I recently upgraded from my old Windows computer into a gen. 4 I7 Ubuntu 15.04
Runs like a dream, well...Except that any Laravel artisan command that touch the database takes a million years to complete, while my old computer performed any of those commands in seconds.
The major difference is that instead of XAMPP I'm running MySQL as a local service.
Also in my old computer I could see how migrations slowly showed on screen as they appear to be processed while now, it takes like 2~5 minutes and when done the whole migration list is shown at once. This could indicate a bottle neck of sort somewhere.
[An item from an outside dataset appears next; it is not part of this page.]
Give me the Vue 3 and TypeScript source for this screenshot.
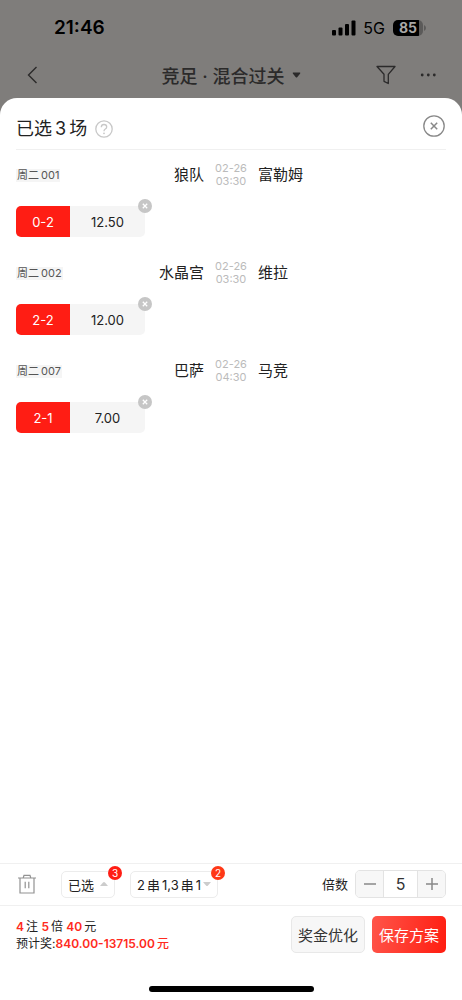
<script setup lang="ts">
import { computed, ref } from 'vue'

interface Match {
  id: number
  code: string
  home: string
  away: string
  date: string
  time: string
  score: string
  odds: string
}

const matches = ref<Match[]>([
  { id: 1, code: '001', home: '狼队', away: '富勒姆', date: '02-26', time: '03:30', score: '0-2', odds: '12.50' },
  { id: 2, code: '002', home: '水晶宫', away: '维拉', date: '02-26', time: '03:30', score: '2-2', odds: '12.00' },
  { id: 3, code: '007', home: '巴萨', away: '马竞', date: '02-26', time: '04:30', score: '2-1', odds: '7.00' },
])

const bets = 4
const multiple = ref(5)
const cost = computed(() => bets * multiple.value * 2)
const low = computed(() => (168 * multiple.value).toFixed(2))
const high = computed(() => (2743 * multiple.value).toFixed(2))

function remove(id: number) {
  matches.value = matches.value.filter((m) => m.id !== id)
}
function step(delta: number) {
  multiple.value = Math.max(1, multiple.value + delta)
}
</script>

<template>
  <div class="page">
    <header class="top">
      <div class="status">
        <span class="clock">21:46</span>
        <div class="signals">
          <svg width="24" height="16" viewBox="0 0 24 16" aria-hidden="true">
            <rect x="0" y="10" width="4" height="5.500" rx="1" />
            <rect x="6.500" y="7.500" width="4" height="8" rx="1" />
            <rect x="13" y="4" width="4" height="11.500" rx="1" />
            <rect x="19.500" y="0.500" width="4" height="15" rx="1" />
          </svg>
          <span class="network">5G</span>
          <div class="battery"><span>85</span></div>
          <svg class="tip" width="2" height="6" viewBox="0 0 2 6" aria-hidden="true"><path d="M0 0Q2 1 2 3T0 6Z" fill="#5b5a59" /></svg>
        </div>
      </div>
      <nav class="nav">
        <button class="plain back" type="button" aria-label="返回">
          <svg width="12" height="18" viewBox="0 0 12 18"><path d="M10.500 1 2.500 9l8 8" fill="none" stroke="#2b2a2a" stroke-width="1.400" /></svg>
        </button>
        <button class="plain title" type="button">
          竞足 · 混合过关
          <svg width="9" height="6" viewBox="0 0 9 6"><path d="M1 .5h7q.8.300 0 1.300L5.400 5q-.9 1-1.800 0L1 1.800Q.2.800 1 .5Z" fill="#2b2a2a" /></svg>
        </button>
        <div class="actions">
          <button class="plain" type="button" aria-label="筛选">
            <svg width="20" height="20" viewBox="0 0 20 20"><path d="M1 1.500h18L12.300 9.300v9.200l-4.300-2.200V9.300Z" fill="none" stroke="#2b2a2a" stroke-width="1.300" stroke-linejoin="round" /></svg>
          </button>
          <button class="plain" type="button" aria-label="更多">
            <svg width="16" height="4" viewBox="0 0 16 4" fill="#2b2a2a"><circle cx="2.200" cy="2" r="1.400" /><circle cx="8.300" cy="2" r="1.400" /><circle cx="14.300" cy="2" r="1.400" /></svg>
          </button>
        </div>
      </nav>
    </header>

    <main class="sheet">
      <div class="sheet-head">
        <h1>已选<span class="count">{{ matches.length }}</span>场</h1>
        <button class="plain" type="button" aria-label="帮助">
          <svg width="18" height="18" viewBox="0 0 18 18" fill="none" stroke="#c8c8c8" stroke-width="1.300">
            <circle cx="9" cy="9" r="8.200" />
            <path d="M6.300 7.200Q6.300 4.500 9 4.500T11.700 7Q11.700 8.200 10.300 9T9 11.200" />
            <circle cx="9" cy="13.300" r=".9" fill="#c8c8c8" stroke="none" />
          </svg>
        </button>
        <button class="plain close" type="button" aria-label="关闭">
          <svg width="22" height="22" viewBox="0 0 22 22" fill="none" stroke="#888"><circle cx="11" cy="11" r="10.200" stroke-width="1.300" /><path d="m7.800 7.800 6.400 6.400m0-6.400-6.400 6.400" stroke-width="1.500" /></svg>
        </button>
      </div>

      <ul class="matches">
        <li v-for="m in matches" :key="m.id">
          <div class="fixture">
            <div class="side"><span class="code">周二<span class="code-no">{{ m.code }}</span></span><span class="team">{{ m.home }}</span></div>
            <div class="kickoff">{{ m.date }}<br />{{ m.time }}</div>
            <span class="team">{{ m.away }}</span>
          </div>
          <div class="pick">
            <span class="score">{{ m.score }}</span>
            <span class="odds">{{ m.odds }}</span>
            <button class="plain remove" type="button" aria-label="删除" @click="remove(m.id)">
              <svg width="14" height="14" viewBox="0 0 14 14"><circle cx="7" cy="7" r="7" fill="#c6c6c6" /><path d="m4.800 4.800 4.400 4.400m0-4.400L4.800 9.200" stroke="#fff" stroke-width="1.300" /></svg>
            </button>
          </div>
        </li>
      </ul>

      <div class="toolbar">
        <button class="plain trash" type="button" aria-label="清空">
          <svg width="20" height="20" viewBox="0 0 20 20" fill="none" stroke="#929292" stroke-width="1.200"><path d="M1 4h18M3 4v15h14V4M6.200 4l.8-2.600h6l.8 2.600M8.200 7.800v6.500M11.800 7.800v6.500" /></svg>
        </button>
        <button class="chip" type="button">
          已选
          <svg width="8" height="4" viewBox="0 0 8 4"><path d="M0 4 3 .5q1-1 2 0L8 4Z" fill="#ccc" /></svg>
          <span class="badge">3</span>
        </button>
        <button class="chip combo" type="button">
          <span><i>2</i>串<i>1,3</i>串<i>1</i></span>
          <svg width="8" height="4" viewBox="0 0 8 4"><path d="M0 0 3 3.500q1 1 2 0L8 0Z" fill="#ccc" /></svg>
          <span class="badge orange">2</span>
        </button>
        <label class="times" for="multiple">倍数</label>
        <div class="stepper">
          <button type="button" aria-label="减少" @click="step(-1)"><svg width="14" height="14" viewBox="0 0 14 14"><path d="M1 7h12" stroke="#888" stroke-width="1.500" /></svg></button>
          <input id="multiple" v-model.number="multiple" type="text" inputmode="numeric" />
          <button type="button" aria-label="增加" @click="step(1)"><svg width="14" height="14" viewBox="0 0 14 14"><path d="M1 7h12M7 1v12" stroke="#888" stroke-width="1.500" /></svg></button>
        </div>
      </div>

      <footer class="foot">
        <div class="summary">
          <p><b>{{ bets }}</b>注 <b>{{ multiple }}</b>倍 <b>{{ cost }}</b>元</p>
          <p>预计奖:<b>{{ low }}-{{ high }}</b><strong>元</strong></p>
        </div>
        <button class="action" type="button">奖金优化</button>
        <button class="action primary" type="button">保存方案</button>
      </footer>
      <div class="home-bar"></div>
    </main>
  </div>
</template>

<style>
body {
  margin: 0;
}
</style>

<style scoped>
* {
  box-sizing: border-box;
}
.page {
  display: flex;
  flex-direction: column;
  min-height: 100vh;
  background: #7f7d7b;
  color: #222;
  font-family: Inter, "Noto Sans CJK SC", sans-serif;
  font-size: 13px;
}
button,
input {
  font: inherit;
  color: inherit;
}
.plain {
  display: flex;
  align-items: center;
  padding: 0;
  border: 0;
  background: none;
}
svg {
  display: block;
  flex: none;
}
.status {
  display: flex;
  align-items: center;
  justify-content: space-between;
  height: 51px;
  padding: 4px 36px 0 54px;
  color: #000;
}
.clock {
  font-size: 19px;
  font-weight: 600;
}
.signals {
  display: flex;
  align-items: center;
}
.network {
  margin: 0 8px 0 7px;
  font-size: 16px;
}
.battery {
  display: flex;
  align-items: center;
  justify-content: center;
  width: 30px;
  height: 16px;
  border-radius: 5px;
  background: linear-gradient(90deg, #000 85%, #5b5a59 85%);
  color: #a9a8a6;
  font-size: 14px;
  font-weight: 700;
  line-height: 16px;
}
.tip {
  margin-left: 1px;
}
.nav {
  display: grid;
  grid-template-columns: 1fr auto 1fr;
  align-items: center;
  height: 47px;
  padding: 0 26px;
}
.title {
  gap: 7px;
  color: #2b2a2a;
  font-size: 18px;
  font-weight: 500;
}
.actions {
  display: flex;
  justify-content: flex-end;
  gap: 24px;
}
.sheet {
  display: flex;
  flex: 1;
  flex-direction: column;
  border-radius: 17px 17px 0 0;
  background: #fff;
}
.sheet-head {
  display: flex;
  align-items: center;
  gap: 8px;
  height: 52px;
  margin: 0 16px;
  padding-top: 11px;
  border-bottom: 1px solid #f0f0f0;
}
h1 {
  margin: 0;
  font-size: 18px;
  font-weight: 400;
  line-height: 26px;
}
.count {
  margin: 0 3px;
}
.close {
  margin: -6px 1px 0 auto;
}
.matches {
  display: flex;
  flex: 1;
  flex-direction: column;
  gap: 22px;
  margin: 0;
  padding: 12px 16px;
  list-style: none;
}
.fixture {
  display: grid;
  grid-template-columns: 1fr 32px 1fr;
  align-items: center;
  column-gap: 11px;
  height: 26px;
}
.side {
  display: flex;
  align-items: center;
  justify-content: space-between;
}
.code {
  padding: 0 1px;
  background: #f5f5f5;
  color: #555;
  font-size: 11px;
  line-height: 13px;
}
.code-no {
  margin-left: 2px;
}
.team {
  font-size: 15px;
  line-height: 22px;
}
.kickoff {
  color: #bbb;
  font-size: 11px;
  line-height: 13px;
  text-align: center;
}
.pick {
  position: relative;
  display: flex;
  width: 129px;
  height: 31px;
  margin-top: 18px;
  margin-bottom: 1px;
  border-radius: 5px;
  background: #f5f5f5;
  line-height: 32px;
  text-align: center;
}
.score {
  width: 54px;
  border-radius: 5px 0 0 5px;
  background: #ff1d14;
  color: #fff;
}
.odds {
  flex: 1;
}
.remove {
  position: absolute;
  top: -7px;
  right: -7px;
}
.toolbar {
  display: flex;
  align-items: center;
  height: 43px;
  padding: 0 16px 1px;
  border-top: 1px solid #f0f0f0;
  border-bottom: 1px solid #f0f0f0;
}
.trash {
  margin: 0 24px 0 1px;
}
.chip {
  position: relative;
  display: flex;
  align-items: center;
  gap: 6px;
  height: 27px;
  margin-right: 15px;
  padding: 0 6px;
  border: 1px solid #ececec;
  border-radius: 5px;
  background: #fff;
  white-space: nowrap;
}
.combo {
  gap: 2px;
}
.combo i {
  margin: 0 2px;
  font-style: normal;
}
.combo i:first-child {
  margin-left: 0;
}
.combo i:last-child {
  margin-right: 0;
}
.badge {
  position: absolute;
  top: -6px;
  right: -8px;
  width: 14px;
  height: 14px;
  border-radius: 50%;
  background: #ff1d14;
  color: #fff;
  font-size: 10px;
  line-height: 14px;
  text-align: center;
}
.orange {
  background: #ff3817;
}
.times {
  margin: 0 7px 0 auto;
  padding-bottom: 2px;
}
.stepper {
  display: flex;
  width: 91px;
  height: 28px;
  overflow: hidden;
  border: 1px solid #e3e3e3;
  border-radius: 5px;
}
.stepper button {
  display: grid;
  place-items: center;
  width: 27px;
  padding: 0;
  border: 0;
  background: #f7f7f7;
}
.stepper input {
  flex: 1;
  min-width: 0;
  padding: 0;
  border: solid #e3e3e3;
  border-width: 0 1px;
  border-radius: 0;
  background: #fff;
  color: #333;
  font-size: 16px;
  text-align: center;
}
.foot {
  display: flex;
  align-items: flex-start;
  gap: 7px;
  padding: 10px 16px 0;
}
.summary {
  flex: 1;
  padding-top: 2px;
  font-size: 12px;
  line-height: 17px;
  white-space: nowrap;
}
.summary p {
  margin: 0;
}
.summary b {
  margin-right: 2px;
  color: #ff2a20;
  font-weight: 600;
}
.summary strong {
  color: #ff2a20;
  font-weight: 500;
}
.action {
  width: 74px;
  height: 37px;
  padding: 0;
  border: 1px solid #e8e8e8;
  border-radius: 5px;
  background: #f7f7f7;
  color: #333;
  font-size: 15px;
  white-space: nowrap;
}
.primary {
  border: 0;
  background: linear-gradient(100deg, #ff554a, #ff1d10);
  color: #fff;
}
.home-bar {
  width: 165px;
  height: 6px;
  margin: 33px auto 8px;
  border-radius: 3px;
  background: #000;
}
</style>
Somewhere around the internet someone said to use '127.0.0.1' instead of 'localhost' because of DSN resolution. Didn't solve it.
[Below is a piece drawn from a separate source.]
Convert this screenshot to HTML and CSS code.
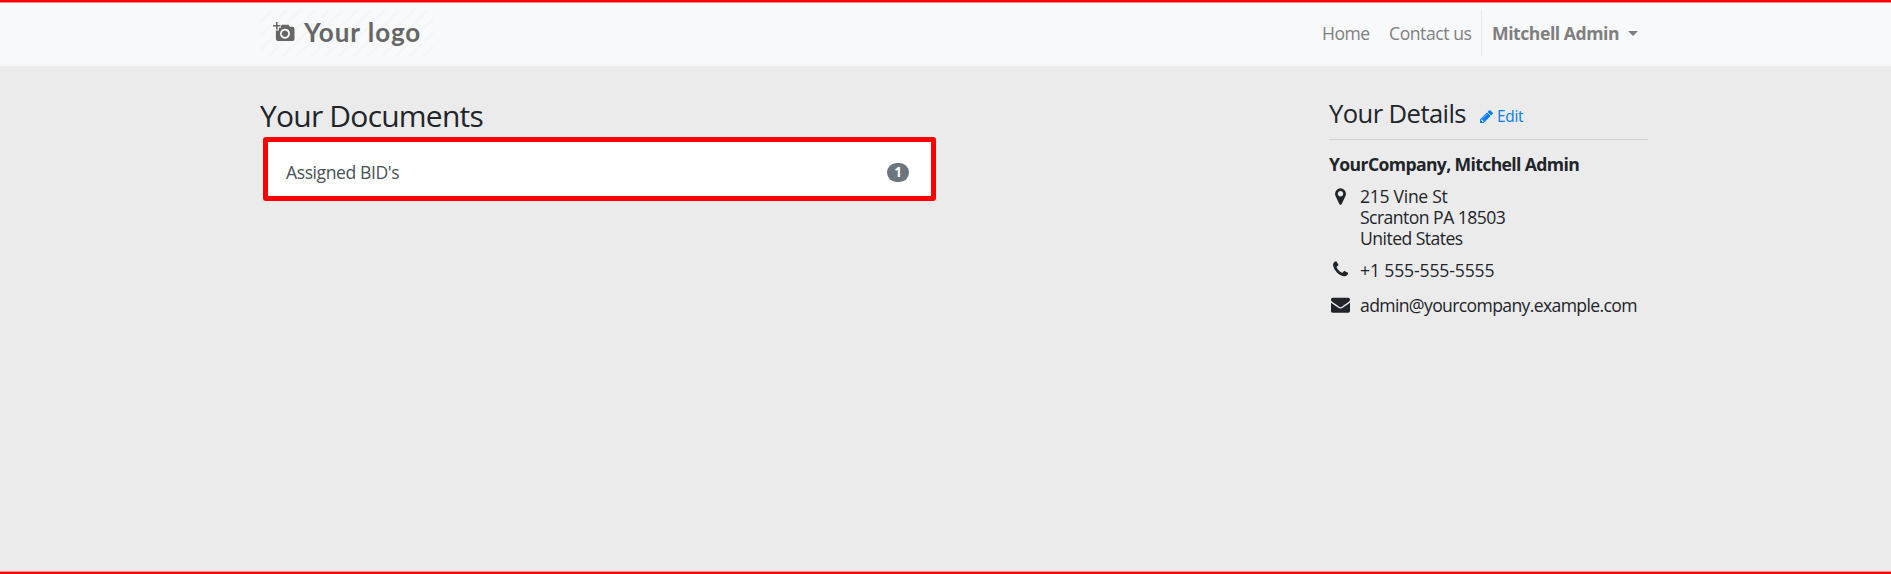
FILE: index.html
```
<!DOCTYPE html>
<html lang="en">
<head>
<meta charset="utf-8">
<title>Your Documents</title>
<link rel="stylesheet" href="styles.css">
</head>
<body>
<header class="navbar">
  <a class="logo">
    <svg class="logo-icon" viewBox="0 0 22 20"><path fill="currentColor" fill-rule="evenodd" d="M3 0h1.600v3H7.500v1.500H4.600V7.500H3V4.500H0V3h3zM9 2.700h6.500l1.500 2h2.500q2 0 2 2v10.300q0 2-2 2H4.900q-2 0-2-2V8.500H5.800V5.700H8V4zM12 6.700a5 5 0 1 0 .01 0zM12 8.500a3.200 3.200 0 1 1-.01 0z"/></svg>
    <span class="logo-text">Your logo</span>
  </a>
  <nav class="menu">
    <a class="home">Home</a>
    <a class="contact">Contact us</a>
    <a class="user"><b class="user-name">Mitchell Admin</b><i class="caret"></i></a>
  </nav>
</header>
<main class="content">
  <section class="documents">
    <h3 class="docs-title"><span>Your Documents</span></h3>
    <a class="doc-row"><span class="doc-name">Assigned BID's</span><span class="badge">1</span></a>
  </section>
  <aside class="details">
    <div class="details-head">
      <h4 class="details-title">Your Details</h4>
      <a class="edit"><svg class="pencil" viewBox="128 128 1536 1536"><path fill="currentColor" d="M491 1536l91-91-235-235-91 91v107h128v128h107zm523-928q0-22-22-22-10 0-17 7l-542 542q-7 7-7 17 0 22 22 22 10 0 17-7l542-542q7-7 7-17zm-54-192l416 416-832 832h-416v-416zm683 96q0 53-37 90l-166 166-416-416 166-165q36-38 90-38 53 0 91 38l235 234q37 39 37 91z"/></svg><span class="edit-text">Edit</span></a>
    </div>
    <b class="person">YourCompany, Mitchell Admin</b>
    <div class="line address">
      <svg class="icon" viewBox="0 0 1792 1792"><path fill="currentColor" d="M1152 640q0-106-75-181t-181-75-181 75-75 181 75 181 181 75 181-75 75-181zm256 0q0 109-33 179l-364 774q-16 33-47.500 52t-67.500 19-67.500-19-46.500-52l-365-774q-33-70-33-179 0-212 150-362t362-150 362 150 150 362z"/></svg>
      <div class="address-text"><span class="street">215 Vine St</span><span class="city">Scranton PA 18503</span><span class="country">United States</span></div>
    </div>
    <div class="line phone">
      <svg class="icon" viewBox="0 0 1792 1792"><path fill="currentColor" d="M1600 1240q0 27-10 70.500t-21 68.500q-21 50-122 106-94 51-186 51-27 0-53-3.500t-57.500-12.500-47-14.500-55.500-20.500-49-18q-98-35-175-83-127-79-264-216t-216-264q-48-77-83-175-3-9-18-49t-20.500-55.500-14.500-47-12.500-57.500-3.500-53q0-92 51-186 56-101 106-122 25-11 68.500-21t70.500-10q14 0 21 3 18 6 53 76 11 19 30 54t35 63.500 31 53.500q3 4 17.500 25t21.500 35.500 7 28.500q0 20-28.500 50t-62 55-62 53-28.500 46q0 9 5 22.500t8.500 20.500 14 24 11.500 19q76 137 174 235t235 174q2 1 19 11.500t24 14 20.500 8.500 22.500 5q18 0 46-28.500t53-62 55-62 50-28.500q14 0 28.500 7t35.500 21.500 25 17.500q25 15 53.500 31t63.500 35 54 30q70 35 76 53 3 7 3 21z"/></svg>
      <span class="phone-text">+1 555-555-5555</span>
    </div>
    <div class="line email">
      <svg class="icon" viewBox="0 0 1792 1792"><path fill="currentColor" d="M1792 710v794q0 66-47 113t-113 47h-1472q-66 0-113-47t-47-113v-794q44 49 101 87 362 246 497 345 57 42 92.500 65.500t94.500 48 110 24.500h2q51 0 110-24.500t94.500-48 92.500-65.500q170-123 498-345 57-39 100-87zm0-294q0 79-49 151t-122 123q-376 261-468 325-10 7-42.500 31t-54 38.500-52 32.500-57.500 27-50 9h-2q-23 0-50-9t-57.500-27-52-32.500-54-38.500-42.500-31q-91-64-262-182.500t-205-142.500q-62-42-117-115.500t-55-136.500q0-78 41.500-130t118.500-52h1472q65 0 112.500 47t47.500 113z"/></svg>
      <span class="email-text">admin@yourcompany.example.com</span>
    </div>
  </aside>
</main>
</body>
</html>
```
FILE: styles.css
```
* { box-sizing: border-box; }
body {
  margin: 0;
  height: 574px;
  display: flex;
  flex-direction: column;
  background: #ebebeb;
  border-bottom: 2px solid #f00;
  box-shadow: inset 0 -1px #f88;
  color: #212529;
  font: 17.6px/21px "Open Sans", "Noto Sans", sans-serif;
  white-space: nowrap;
  overflow: hidden;
}
h3, h4 { margin: 0; font-weight: 400; }
.navbar {
  height: 66px;
  flex: none;
  display: flex;
  justify-content: space-between;
  align-items: flex-start;
  padding: 8px 243px 0 260px;
  border-top: 2px solid #f00;
  box-shadow: inset 0 1px #f88;
  background: #f8f9fa;
  color: #7f7f80;
}
.logo {
  width: 174px;
  height: 46px;
  display: flex;
  padding: 12px 0 0 13px;
  color: #666;
  background: repeating-linear-gradient(135deg, #f8f9fa 0 7.500px, #f5f6f7 7.500px 10px);
}
.logo-icon { width: 22px; height: 20px; flex: none; }
.logo-text {
  margin: -4px 0 0 9px;
  font: 700 26px/28px Lato, sans-serif;
  letter-spacing: 0.950px;
}
.menu { display: flex; height: 46px; line-height: 47px; }
.home { width: 67px; letter-spacing: -0.500px; }
.contact { width: 92px; letter-spacing: -0.450px; }
.user {
  display: flex;
  align-items: center;
  width: 167px;
  padding-left: 10px;
  border-left: 1px solid #e8e9ea;
}
.user-name { width: 136px; letter-spacing: -0.450px; }
.caret { border: 5px solid transparent; border-top-color: #7f7f80; border-bottom: 0; }
.content { display: flex; justify-content: space-between; padding: 0 243px 0 260px; }
.documents { padding-top: 30px; }
.docs-title { height: 41px; font-size: 30px; line-height: 40px; letter-spacing: -0.780px; }
.doc-row {
  display: flex;
  justify-content: space-between;
  align-items: center;
  width: 673px;
  height: 64px;
  margin-left: 3px;
  padding: 7px 22px 0 18px;
  border: 5px solid #f00;
  border-radius: 3px;
  background: #fff;
  color: #495057;
}
.doc-name { letter-spacing: -0.430px; }
.badge {
  width: 22px;
  height: 19px;
  border-radius: 10px;
  background: #6c757d;
  color: #fff;
  font-size: 13.500px;
  font-weight: 700;
  line-height: 19px;
  text-align: center;
}
.details { width: 319px; padding-top: 31px; }
.details-head {
  display: flex;
  height: 43px;
  border-bottom: 1px solid #d1d1d1;
}
.details-title { width: 151px; font-size: 25.600px; line-height: 33px; letter-spacing: -0.580px; }
.edit { display: flex; height: 20px; margin-top: 10px; color: #007bff; font-size: 15.400px; line-height: 20px; letter-spacing: -0.250px; }
.pencil { width: 13px; height: 13px; margin: 3px 4px 0 0; }
.person { display: block; margin-top: 14px; line-height: 21px; letter-spacing: -0.630px; }
.line { display: flex; align-items: flex-start; }
.icon { width: 19px; height: 19px; margin: 0 10px 0 2px; flex: none; }
.address { margin-top: 11px; }
.address .icon { margin-top: 1px; }
.address-text { display: flex; flex-direction: column; }
.street { letter-spacing: -0.300px; }
.city, .country { letter-spacing: -0.550px; }
.phone { margin-top: 11px; }
.phone-text { letter-spacing: -0.150px; }
.email { margin-top: 14px; }
.email-text { letter-spacing: -0.640px; }
```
To make sure that's not the issue i ran
$time = microtime(true);
//also with host=127.0.0.1
new PDO("mysql:host=localhost;dbname=some_db", "username", "password");
//some simple queries here...
//yielded similar marginal times
echo microtime(true) - $time;
~halp
Edit
I collected the running times for each query from the framework, I have LOTS of migrations, analyzing the data I found there's nothing insanely slow (like a query running for a minute).
Here's a link with the data. Actual queries were ommited in favor of my employer.
Although there's many queries running for a second or longer, the slowest, number 221
takes a whoping 3.5 seconds.
I have around a hundred migrations(I know) but here's the thing, if each migration took a second I'd be waiting around a minute and a half to migrate, but it often takes from 4 to 5 minutes.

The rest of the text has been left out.